Dans sa dernière exposition, Aicha Filali continue d’interroger prosaïquement la réalité tunisienne, entre ironie, sarcasme et désenchantement.
Par Anouar Hnaïne
Chaque exposition de Aïcha Filali marque un événement dans la scène artistique. Fidèle, elle expose régulièrement à la galerie Ammar Farhat, à Sidi Bou Saïd.
Comme à chaque fois, le jour du vernissage est en lui-même un fait notable, une occasion de rencontres, de retrouvailles, de discussions, de bavardages.
En perte de repères
Comme un jalon dans son parcours, en sociologue avertie, Aïcha donne un titre à chacune de ses expositions.
L’actuelle répond au nom de ‘‘Man Antom’’ (Qui êtes-vous?) Réponse belliqueuse et coup de semonce extraite du célèbre discours de Mouammar Kadhafi à la veille de sa chute en octobre 2011, en plein «printemps arabe».
L’artiste exprime les sources et les ferments qui alimentent ses œuvres avec force arguments et, au passage, interroge prosaïquement Edgar Morin (sociologue et philosophe) à propos d’une de ses interviews affirmant «la complexité du monde actuel». Pourtant, son travail à elle n’est-il pas, comme elle l’écrit, «multiple, hétéroclite, disparate», ou simplement complexe?

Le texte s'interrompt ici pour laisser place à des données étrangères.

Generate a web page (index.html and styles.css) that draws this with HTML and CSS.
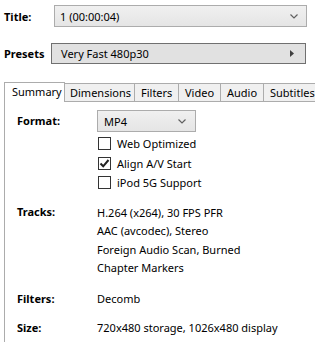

Comme à l’accoutumée, un catalogue, développé, nourri d’explications et de références, accompagne l’exposition. En ouverture, Aïcha affirme que son nouveau travail traite d’une situation «où la plupart d’entre-nous sont en perte de repères… J’ai trouvé à l’arrivée que l’inconscient avait honnêtement transcrit les choses». Sacré inconscient qui nous fournit les clés pour déchiffrer le sens, les signes et les secrets des installations et autres collages.
Mohamed Kerrou, sociologue, étayant et creusant le sens des événements et mini-événements qui ont engendré les œuvres, abonde dans le même sens, questionnant l’art en rapport avec la société de spectacle politique.
Azza Filali, romancière et écrivaine, boucle la présentation par un texte empli de métaphores lyriques et savoureuses.
Les dangers de la société de spectacle
A la source du travail, il y a visiblement une recherche préalable et profonde sur les mœurs, le comportement social, les signes, les codes vestimentaires, etc. La mise en scène des œuvres implique le spectateur d’abord, interroge ses préjugés et, au pire, le laisse froid, au mieux, bouscule ses convictions et accentue son désarroi. D’où l’introduction des textes pour éclairer la démarche (mot à tiroirs sur-utilisé) et le chemin de tout amateur, bref, l’écrit comme outil pour percer les secrets des œuvres.
Celles-ci sont traitées sous des formes et des matières différentes, des installations pour la plupart d’entre-elles.
Qu’y voit-on? Un ensemble de rangées de pains et 6 rangées de boîtes de sardine sous plexiglas avec marque et descriptifs, cela s’appelle ‘‘Kaskrout banaya’’ (Sandwich de maçons).
Un autre tableau identique mais avec 5 rangées de canettes de bières de marque locale, plutôt des cadavres (expression de buveurs) comprimés et soulignés d’un texte sur cette boisson.
Au centre, par terre, une installation, 4 chaises sous un parasol blanc dont une vide qui invite le spectateur à accompagner les 3 femmes en maillot de bain. Leur propos est écrit sur le parasol. Tout à leur affaire, insouciantes, elles cancanent et commèrent sans garde ni mesure. Cela s’appelle ‘‘Paroles en l’air’’.
Plus loin, des coussins à même le sol, sur lesquelles les portraits des figures connues du paysage audiovisuel tunisien, en haut un écran de télé, le sacro-saint vingt heures. L’obscénité de la télé?
Autre installation, une barque couleur bleue, des bébés entassés dedans, quel sera leur sort? Titre : ‘‘1148 K’’. Une barque-colis à l’adresse de l’Europe, l’œuvre donne froid au dos, la réalité nue, blessante, glaçante, douloureuse. Aïcha dénonce.
Dans une autre salle, un tapis de prière coloré avec boussole indiquant la qibla (orientation de la Mecque, ce mot signifie-t-il cible?). Cette cible est convoitée par les crocodiles, strass et couleurs, gueules ouvertes. On est chez ‘‘Harim Ettimsâa’’. Le sultan actuel qui fait des vagues dans le marigot? Tout est de cette eau, questions cruelles, sans réponses, à nos usages, à nos codes.
Aïcha traite tout cela et plus avec distance et ironie, beaucoup de couleurs, des trouvailles cocasses qui nous arrachent le sourire et nous fait (re)penser, qui sait, sur les dangers de la société de spectacle, annoncée il y a près de 50 ans.